Agents Of S.H.I.E.L.D. played spoilsport, wrapping up its 1931 setting quickly and tepidly as the urgency to deal with Freddy Malick came to a rushed conclusion. Some moral compexities are introduced in the form of time travel paradoxes but these mostly seem underwhelming in the little time the show devotes to dealing with them. Craig Titley’s script is mostly content in packing things up quickly and shoehorning the Zephyr a jump into the next point in time.
With Freddy Malick turning out to be HYDRA leader Gideon Malick’s father, the S.H.I.E.L.D. team is tasked with the morally ambiguous decision of saving him or killing him. Eliminating this potential future threat could result in a world where HYDRA is never formed but by extension, so is S.H.I.E.L.D. On the other hand, going by the “ripples not waves” theory, bumping off Malick so early could lead to a series of divergences and make for an unrecognizable future when the gang returns. We see Coulson and team frequently wrestle with this decision which provides for a decent conflict with member opinions divided.
Daisy’s temptation for killing Malick however could be achieved in a much better way: simply let the Chronicoms do their job. After all, isn’t that what they’re trying to accomplish? By leaving Malick strapped against a crate by himself, they would undoubtedly ensure he’s taken care of without having to deal with its moral consequences. The decision is compounded by their ship Zephyr suddenly kickstarting a countdown to the next time jump. A convenient plot contrivance as brushed off by self-deprecating humor Simmons explains that time jumps open up in specific points during their timeline over which have no control. I knew Agents Of S.H.I.E.L.D. was going to be an odyssey through the MCU’s history but I had no idea it would be this easily baked into the plot.
The car chases and run and gun action feels fairly straightforward, even by the show’s standards. The image of Daisy and Coulson shooting with a Thompson gun seemed more fun and promising in the trailers than it does here. It does remind you of the period gangster films as well as the video game Mafia. Even the fight between May and Enoch has okayish choreography. The show’s given May some really kickass fights but this definitely wasn’t it.

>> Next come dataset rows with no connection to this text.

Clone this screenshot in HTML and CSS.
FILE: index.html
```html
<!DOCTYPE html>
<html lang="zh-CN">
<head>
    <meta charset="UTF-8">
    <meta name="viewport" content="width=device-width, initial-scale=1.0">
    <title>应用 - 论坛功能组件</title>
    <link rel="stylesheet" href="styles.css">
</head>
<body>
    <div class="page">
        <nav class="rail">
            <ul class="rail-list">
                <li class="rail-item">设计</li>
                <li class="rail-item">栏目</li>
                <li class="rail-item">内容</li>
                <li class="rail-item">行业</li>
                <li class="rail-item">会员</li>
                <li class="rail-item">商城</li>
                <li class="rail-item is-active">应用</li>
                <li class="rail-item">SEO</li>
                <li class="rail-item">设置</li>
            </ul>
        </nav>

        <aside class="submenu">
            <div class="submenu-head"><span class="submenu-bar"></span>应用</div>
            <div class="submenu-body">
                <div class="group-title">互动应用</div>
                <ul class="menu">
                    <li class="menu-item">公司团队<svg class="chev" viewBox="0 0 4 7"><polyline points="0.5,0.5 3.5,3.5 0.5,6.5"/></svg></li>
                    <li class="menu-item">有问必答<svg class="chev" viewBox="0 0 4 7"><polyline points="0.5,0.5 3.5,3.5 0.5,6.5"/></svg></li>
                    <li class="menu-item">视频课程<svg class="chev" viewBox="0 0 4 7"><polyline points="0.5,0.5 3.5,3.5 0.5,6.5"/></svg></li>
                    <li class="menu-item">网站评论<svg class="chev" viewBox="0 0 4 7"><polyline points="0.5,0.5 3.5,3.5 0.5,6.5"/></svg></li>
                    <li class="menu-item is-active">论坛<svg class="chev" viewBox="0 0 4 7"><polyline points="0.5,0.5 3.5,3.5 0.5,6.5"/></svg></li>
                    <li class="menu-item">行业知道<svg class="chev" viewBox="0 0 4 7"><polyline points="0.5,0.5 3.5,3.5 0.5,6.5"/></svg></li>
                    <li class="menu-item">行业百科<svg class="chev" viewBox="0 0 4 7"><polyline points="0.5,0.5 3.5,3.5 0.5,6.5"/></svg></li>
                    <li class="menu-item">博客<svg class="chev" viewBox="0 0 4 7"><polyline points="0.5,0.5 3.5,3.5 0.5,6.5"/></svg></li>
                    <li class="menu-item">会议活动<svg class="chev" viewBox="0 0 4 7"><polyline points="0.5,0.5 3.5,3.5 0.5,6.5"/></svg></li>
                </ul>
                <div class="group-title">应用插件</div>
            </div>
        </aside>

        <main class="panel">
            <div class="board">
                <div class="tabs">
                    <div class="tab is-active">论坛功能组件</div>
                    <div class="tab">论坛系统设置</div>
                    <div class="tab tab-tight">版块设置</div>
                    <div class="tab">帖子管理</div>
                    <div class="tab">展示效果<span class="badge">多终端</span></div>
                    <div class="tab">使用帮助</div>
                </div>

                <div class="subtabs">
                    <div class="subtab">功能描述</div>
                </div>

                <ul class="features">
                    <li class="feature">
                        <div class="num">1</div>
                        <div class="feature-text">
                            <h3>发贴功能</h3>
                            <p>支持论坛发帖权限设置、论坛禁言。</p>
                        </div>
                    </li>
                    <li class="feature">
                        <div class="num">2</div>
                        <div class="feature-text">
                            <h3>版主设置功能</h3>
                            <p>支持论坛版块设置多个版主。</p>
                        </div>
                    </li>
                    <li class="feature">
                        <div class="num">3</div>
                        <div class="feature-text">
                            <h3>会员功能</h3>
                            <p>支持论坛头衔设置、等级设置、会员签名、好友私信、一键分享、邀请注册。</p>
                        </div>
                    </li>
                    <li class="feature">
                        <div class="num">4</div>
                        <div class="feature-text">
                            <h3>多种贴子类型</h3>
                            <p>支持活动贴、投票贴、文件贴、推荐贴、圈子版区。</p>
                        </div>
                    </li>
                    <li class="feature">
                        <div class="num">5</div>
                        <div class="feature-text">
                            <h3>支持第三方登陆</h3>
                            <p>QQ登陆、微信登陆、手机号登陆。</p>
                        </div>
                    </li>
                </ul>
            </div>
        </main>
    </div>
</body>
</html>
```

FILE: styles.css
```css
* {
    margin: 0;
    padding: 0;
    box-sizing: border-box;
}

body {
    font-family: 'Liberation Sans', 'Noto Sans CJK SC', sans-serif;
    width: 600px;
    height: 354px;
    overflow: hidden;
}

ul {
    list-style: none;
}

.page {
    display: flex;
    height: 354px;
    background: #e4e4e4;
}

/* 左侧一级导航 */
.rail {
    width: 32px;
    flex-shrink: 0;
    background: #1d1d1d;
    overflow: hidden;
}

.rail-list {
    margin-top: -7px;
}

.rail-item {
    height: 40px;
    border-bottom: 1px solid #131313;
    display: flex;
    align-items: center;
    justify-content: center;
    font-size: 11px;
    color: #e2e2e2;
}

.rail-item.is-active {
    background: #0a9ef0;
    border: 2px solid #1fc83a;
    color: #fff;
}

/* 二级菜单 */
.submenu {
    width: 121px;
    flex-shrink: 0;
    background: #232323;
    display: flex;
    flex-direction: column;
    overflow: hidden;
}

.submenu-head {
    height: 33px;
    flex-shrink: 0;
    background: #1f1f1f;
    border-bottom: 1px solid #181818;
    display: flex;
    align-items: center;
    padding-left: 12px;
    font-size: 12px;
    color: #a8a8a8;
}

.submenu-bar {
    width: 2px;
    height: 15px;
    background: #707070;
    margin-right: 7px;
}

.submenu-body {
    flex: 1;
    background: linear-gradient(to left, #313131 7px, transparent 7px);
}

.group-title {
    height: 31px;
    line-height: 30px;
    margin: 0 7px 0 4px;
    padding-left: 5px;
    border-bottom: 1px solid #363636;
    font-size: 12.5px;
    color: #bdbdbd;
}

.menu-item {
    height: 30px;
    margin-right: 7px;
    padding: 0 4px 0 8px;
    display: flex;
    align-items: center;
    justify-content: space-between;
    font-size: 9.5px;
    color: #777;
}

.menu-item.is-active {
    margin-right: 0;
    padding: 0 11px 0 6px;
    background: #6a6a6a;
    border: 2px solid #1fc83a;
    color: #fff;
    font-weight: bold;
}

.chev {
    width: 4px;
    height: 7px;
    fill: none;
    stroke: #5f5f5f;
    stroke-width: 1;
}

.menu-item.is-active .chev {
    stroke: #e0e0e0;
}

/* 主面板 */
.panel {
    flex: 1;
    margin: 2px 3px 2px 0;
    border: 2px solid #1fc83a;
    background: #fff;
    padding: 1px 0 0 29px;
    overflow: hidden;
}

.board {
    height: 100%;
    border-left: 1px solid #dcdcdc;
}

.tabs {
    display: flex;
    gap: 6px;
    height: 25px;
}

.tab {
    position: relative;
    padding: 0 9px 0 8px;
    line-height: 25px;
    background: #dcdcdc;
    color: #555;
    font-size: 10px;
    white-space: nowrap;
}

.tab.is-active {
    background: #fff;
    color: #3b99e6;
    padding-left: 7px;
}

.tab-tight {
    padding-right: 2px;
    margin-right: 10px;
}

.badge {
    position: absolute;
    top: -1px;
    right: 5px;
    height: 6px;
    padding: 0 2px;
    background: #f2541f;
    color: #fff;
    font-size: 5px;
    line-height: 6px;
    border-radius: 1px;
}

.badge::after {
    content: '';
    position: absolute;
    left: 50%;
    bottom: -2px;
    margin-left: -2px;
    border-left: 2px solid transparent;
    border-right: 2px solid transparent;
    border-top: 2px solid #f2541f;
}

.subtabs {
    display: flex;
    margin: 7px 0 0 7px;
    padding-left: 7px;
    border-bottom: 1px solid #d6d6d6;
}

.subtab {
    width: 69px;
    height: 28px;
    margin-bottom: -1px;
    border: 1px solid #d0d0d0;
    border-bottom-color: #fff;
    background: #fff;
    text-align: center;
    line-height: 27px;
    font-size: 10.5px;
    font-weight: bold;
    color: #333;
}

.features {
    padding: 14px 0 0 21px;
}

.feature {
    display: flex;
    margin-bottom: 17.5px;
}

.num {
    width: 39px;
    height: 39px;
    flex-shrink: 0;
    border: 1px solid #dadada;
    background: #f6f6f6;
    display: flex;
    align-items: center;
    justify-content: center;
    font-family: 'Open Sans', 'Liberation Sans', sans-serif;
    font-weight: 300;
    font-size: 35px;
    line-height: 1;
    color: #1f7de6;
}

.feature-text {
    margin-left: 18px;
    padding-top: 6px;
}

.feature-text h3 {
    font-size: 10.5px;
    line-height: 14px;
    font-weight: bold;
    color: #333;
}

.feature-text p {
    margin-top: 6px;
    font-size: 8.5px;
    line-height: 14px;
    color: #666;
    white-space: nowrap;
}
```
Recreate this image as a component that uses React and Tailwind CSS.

There’s some potentially good material in there as well. May’s emotional disconnect looks like a plot point waiting to be explored in future episodes. Either something snapped within her after Coulson’s demise or Enoch turned her into a partial Chronicom. Considering how lethal May already is, that’s a deadly combination and will turn almost everyone in the team except Mack, Fitz and Simmons superhuman. Speaking of Fitz, it’s unclear if we’ll see him again in future episodes but he’s brought up and it would be unlike S.H.I.E.L.D. to not bring him back.
The connections to the MCU are quite fun even though we’re quite literally bombarded with those back-to-back. The vial carried by Malick is the early trappings of what would essentially become Abraham Erskine’s formula for the super soldier serum, first applied on Johann Schmidt (read the excellent Captain America: The Winter Soldier prequel comics to get a taste of Schmidt’s journey). I’m sure many would’ve made the connection in the previous episode itself but the vial stamped with HYDRA made it more obvious.
Among the good stuff, Koenig gets plenty to do and his reactions to the future tech seem somewhat mild for the stuff he’s shown. Still, it’s always fun to see what people from the past would have to think about the technological miracles they’re witness to; it puts how far we’ve come into some good perspective. The effects work continues to be good but I get the sense that the show is saving its budget for some flashy sequences in the future. On that front, I forgot to bring up the show’s brief but impressive 1930s style title card that carries over from the premiere.
On the whole, despite a lot going on, the plot seemed fairly filler material. While Agents Of S.H.I.E.L.D. isn’t a time travel show, it had some good potential to use that material which it squandered here. Of course knowing this show and the tempting prospect of fantasising on which time period they’ll jump to (I’m avoiding the trailers), it’ll be fun to see where the agents land up next.